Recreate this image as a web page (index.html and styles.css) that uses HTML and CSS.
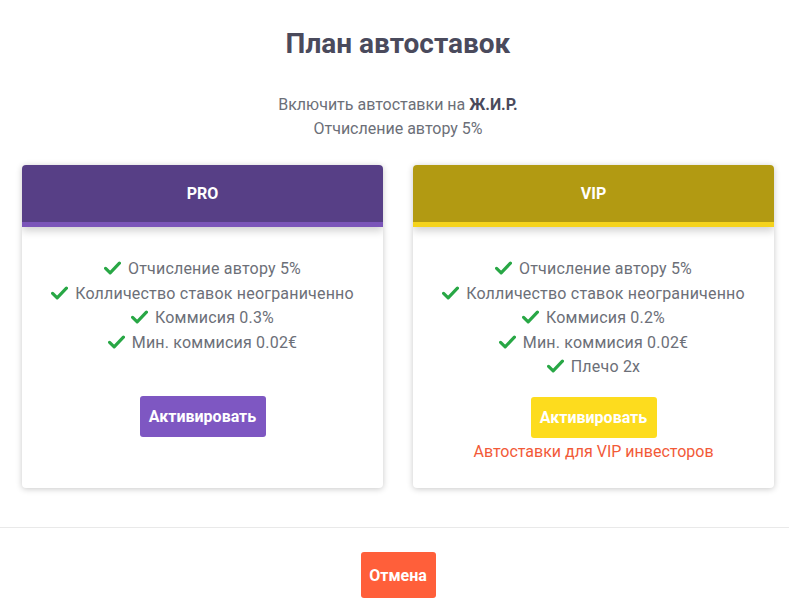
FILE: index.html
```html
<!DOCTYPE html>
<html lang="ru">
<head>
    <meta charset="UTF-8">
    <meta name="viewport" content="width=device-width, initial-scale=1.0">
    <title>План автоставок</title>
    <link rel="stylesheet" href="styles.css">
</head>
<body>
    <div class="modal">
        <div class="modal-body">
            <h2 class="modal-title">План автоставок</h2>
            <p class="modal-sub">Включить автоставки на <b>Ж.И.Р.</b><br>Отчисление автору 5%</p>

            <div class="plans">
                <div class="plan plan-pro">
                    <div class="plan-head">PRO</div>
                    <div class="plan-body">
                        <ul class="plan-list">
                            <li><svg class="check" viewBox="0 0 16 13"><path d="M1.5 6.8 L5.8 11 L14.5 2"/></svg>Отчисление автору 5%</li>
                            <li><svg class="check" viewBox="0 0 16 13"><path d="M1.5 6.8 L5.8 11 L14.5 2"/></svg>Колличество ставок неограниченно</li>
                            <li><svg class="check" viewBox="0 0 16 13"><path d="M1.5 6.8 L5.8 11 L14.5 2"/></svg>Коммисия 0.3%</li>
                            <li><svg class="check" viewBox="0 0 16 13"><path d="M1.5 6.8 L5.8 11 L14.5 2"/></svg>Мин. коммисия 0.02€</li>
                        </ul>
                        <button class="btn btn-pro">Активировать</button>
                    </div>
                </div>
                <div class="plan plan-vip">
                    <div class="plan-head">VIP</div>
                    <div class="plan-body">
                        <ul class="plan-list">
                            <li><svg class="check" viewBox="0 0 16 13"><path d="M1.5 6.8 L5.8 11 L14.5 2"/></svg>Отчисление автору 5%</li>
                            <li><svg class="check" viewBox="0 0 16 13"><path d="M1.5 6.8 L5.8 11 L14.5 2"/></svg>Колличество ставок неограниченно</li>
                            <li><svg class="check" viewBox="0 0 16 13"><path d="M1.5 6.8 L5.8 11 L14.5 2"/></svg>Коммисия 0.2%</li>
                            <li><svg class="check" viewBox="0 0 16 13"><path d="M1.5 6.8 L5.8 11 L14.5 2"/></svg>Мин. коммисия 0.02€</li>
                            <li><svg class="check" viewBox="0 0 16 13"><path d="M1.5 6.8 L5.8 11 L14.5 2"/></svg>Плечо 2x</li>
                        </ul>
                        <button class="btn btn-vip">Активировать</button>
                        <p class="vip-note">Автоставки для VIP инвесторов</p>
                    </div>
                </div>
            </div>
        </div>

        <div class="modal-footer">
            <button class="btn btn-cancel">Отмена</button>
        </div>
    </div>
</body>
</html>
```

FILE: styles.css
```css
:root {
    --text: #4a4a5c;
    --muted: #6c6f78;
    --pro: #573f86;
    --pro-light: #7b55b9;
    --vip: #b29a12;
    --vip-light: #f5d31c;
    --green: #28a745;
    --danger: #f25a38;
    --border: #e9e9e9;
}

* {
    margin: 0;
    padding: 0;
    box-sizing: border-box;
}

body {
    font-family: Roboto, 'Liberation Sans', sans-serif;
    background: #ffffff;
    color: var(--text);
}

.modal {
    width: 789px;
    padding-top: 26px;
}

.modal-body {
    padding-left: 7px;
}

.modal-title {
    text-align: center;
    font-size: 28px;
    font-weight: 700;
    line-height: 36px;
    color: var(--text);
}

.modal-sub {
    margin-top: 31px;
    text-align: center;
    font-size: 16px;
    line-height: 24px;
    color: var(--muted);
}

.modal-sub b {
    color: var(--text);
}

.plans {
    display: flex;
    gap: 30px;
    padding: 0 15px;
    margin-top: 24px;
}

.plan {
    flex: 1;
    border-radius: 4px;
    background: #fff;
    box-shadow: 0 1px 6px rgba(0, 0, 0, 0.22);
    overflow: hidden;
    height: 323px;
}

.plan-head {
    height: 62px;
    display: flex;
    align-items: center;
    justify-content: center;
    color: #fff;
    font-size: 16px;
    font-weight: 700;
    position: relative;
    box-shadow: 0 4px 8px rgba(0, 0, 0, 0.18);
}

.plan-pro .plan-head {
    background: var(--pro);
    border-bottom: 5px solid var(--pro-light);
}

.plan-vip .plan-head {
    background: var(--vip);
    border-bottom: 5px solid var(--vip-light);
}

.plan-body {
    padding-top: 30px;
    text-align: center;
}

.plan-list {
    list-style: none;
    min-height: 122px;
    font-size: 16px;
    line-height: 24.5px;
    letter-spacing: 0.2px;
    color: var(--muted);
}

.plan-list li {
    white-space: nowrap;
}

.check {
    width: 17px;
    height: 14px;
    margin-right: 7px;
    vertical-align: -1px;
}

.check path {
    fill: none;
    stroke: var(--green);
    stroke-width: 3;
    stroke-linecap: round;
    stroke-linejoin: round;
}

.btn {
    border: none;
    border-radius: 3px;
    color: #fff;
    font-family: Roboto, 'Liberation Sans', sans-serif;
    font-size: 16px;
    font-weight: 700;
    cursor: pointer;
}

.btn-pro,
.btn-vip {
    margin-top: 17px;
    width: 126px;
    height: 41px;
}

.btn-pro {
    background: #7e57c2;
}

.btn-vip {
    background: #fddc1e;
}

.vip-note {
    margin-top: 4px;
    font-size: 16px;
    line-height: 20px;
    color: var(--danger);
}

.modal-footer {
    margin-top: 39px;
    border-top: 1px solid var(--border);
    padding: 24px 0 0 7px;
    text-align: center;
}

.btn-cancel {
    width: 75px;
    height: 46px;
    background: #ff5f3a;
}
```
+++
Goal: Except for the pictures, reproduce every line exactly.

Correct answer:
Recreate this image as a web page (index.html and styles.css) that uses HTML and CSS.
FILE: index.html
```html
<!DOCTYPE html>
<html lang="ru">
<head>
    <meta charset="UTF-8">
    <meta name="viewport" content="width=device-width, initial-scale=1.0">
    <title>План автоставок</title>
    <link rel="stylesheet" href="styles.css">
</head>
<body>
    <div class="modal">
        <div class="modal-body">
            <h2 class="modal-title">План автоставок</h2>
            <p class="modal-sub">Включить автоставки на <b>Ж.И.Р.</b><br>Отчисление автору 5%</p>

            <div class="plans">
                <div class="plan plan-pro">
                    <div class="plan-head">PRO</div>
                    <div class="plan-body">
                        <ul class="plan-list">
                            <li><svg class="check" viewBox="0 0 16 13"><path d="M1.5 6.8 L5.8 11 L14.5 2"/></svg>Отчисление автору 5%</li>
                            <li><svg class="check" viewBox="0 0 16 13"><path d="M1.5 6.8 L5.8 11 L14.5 2"/></svg>Колличество ставок неограниченно</li>
                            <li><svg class="check" viewBox="0 0 16 13"><path d="M1.5 6.8 L5.8 11 L14.5 2"/></svg>Коммисия 0.3%</li>
                            <li><svg class="check" viewBox="0 0 16 13"><path d="M1.5 6.8 L5.8 11 L14.5 2"/></svg>Мин. коммисия 0.02€</li>
                        </ul>
                        <button class="btn btn-pro">Активировать</button>
                    </div>
                </div>
                <div class="plan plan-vip">
                    <div class="plan-head">VIP</div>
                    <div class="plan-body">
                        <ul class="plan-list">
                            <li><svg class="check" viewBox="0 0 16 13"><path d="M1.5 6.8 L5.8 11 L14.5 2"/></svg>Отчисление автору 5%</li>
                            <li><svg class="check" viewBox="0 0 16 13"><path d="M1.5 6.8 L5.8 11 L14.5 2"/></svg>Колличество ставок неограниченно</li>
                            <li><svg class="check" viewBox="0 0 16 13"><path d="M1.5 6.8 L5.8 11 L14.5 2"/></svg>Коммисия 0.2%</li>
                            <li><svg class="check" viewBox="0 0 16 13"><path d="M1.5 6.8 L5.8 11 L14.5 2"/></svg>Мин. коммисия 0.02€</li>
                            <li><svg class="check" viewBox="0 0 16 13"><path d="M1.5 6.8 L5.8 11 L14.5 2"/></svg>Плечо 2x</li>
                        </ul>
                        <button class="btn btn-vip">Активировать</button>
                        <p class="vip-note">Автоставки для VIP инвесторов</p>
                    </div>
                </div>
            </div>
        </div>

        <div class="modal-footer">
            <button class="btn btn-cancel">Отмена</button>
        </div>
    </div>
</body>
</html>
```

FILE: styles.css
```css
:root {
    --text: #4a4a5c;
    --muted: #6c6f78;
    --pro: #573f86;
    --pro-light: #7b55b9;
    --vip: #b29a12;
    --vip-light: #f5d31c;
    --green: #28a745;
    --danger: #f25a38;
    --border: #e9e9e9;
}

* {
    margin: 0;
    padding: 0;
    box-sizing: border-box;
}

body {
    font-family: Roboto, 'Liberation Sans', sans-serif;
    background: #ffffff;
    color: var(--text);
}

.modal {
    width: 789px;
    padding-top: 26px;
}

.modal-body {
    padding-left: 7px;
}

.modal-title {
    text-align: center;
    font-size: 28px;
    font-weight: 700;
    line-height: 36px;
    color: var(--text);
}

.modal-sub {
    margin-top: 31px;
    text-align: center;
    font-size: 16px;
    line-height: 24px;
    color: var(--muted);
}

.modal-sub b {
    color: var(--text);
}

.plans {
    display: flex;
    gap: 30px;
    padding: 0 15px;
    margin-top: 24px;
}

.plan {
    flex: 1;
    border-radius: 4px;
    background: #fff;
    box-shadow: 0 1px 6px rgba(0, 0, 0, 0.22);
    overflow: hidden;
    height: 323px;
}

.plan-head {
    height: 62px;
    display: flex;
    align-items: center;
    justify-content: center;
    color: #fff;
    font-size: 16px;
    font-weight: 700;
    position: relative;
    box-shadow: 0 4px 8px rgba(0, 0, 0, 0.18);
}

.plan-pro .plan-head {
    background: var(--pro);
    border-bottom: 5px solid var(--pro-light);
}

.plan-vip .plan-head {
    background: var(--vip);
    border-bottom: 5px solid var(--vip-light);
}

.plan-body {
    padding-top: 30px;
    text-align: center;
}

.plan-list {
    list-style: none;
    min-height: 122px;
    font-size: 16px;
    line-height: 24.5px;
    letter-spacing: 0.2px;
    color: var(--muted);
}

.plan-list li {
    white-space: nowrap;
}

.check {
    width: 17px;
    height: 14px;
    margin-right: 7px;
    vertical-align: -1px;
}

.check path {
    fill: none;
    stroke: var(--green);
    stroke-width: 3;
    stroke-linecap: round;
    stroke-linejoin: round;
}

.btn {
    border: none;
    border-radius: 3px;
    color: #fff;
    font-family: Roboto, 'Liberation Sans', sans-serif;
    font-size: 16px;
    font-weight: 700;
    cursor: pointer;
}

.btn-pro,
.btn-vip {
    margin-top: 17px;
    width: 126px;
    height: 41px;
}

.btn-pro {
    background: #7e57c2;
}

.btn-vip {
    background: #fddc1e;
}

.vip-note {
    margin-top: 4px;
    font-size: 16px;
    line-height: 20px;
    color: var(--danger);
}

.modal-footer {
    margin-top: 39px;
    border-top: 1px solid var(--border);
    padding: 24px 0 0 7px;
    text-align: center;
}

.btn-cancel {
    width: 75px;
    height: 46px;
    background: #ff5f3a;
}
```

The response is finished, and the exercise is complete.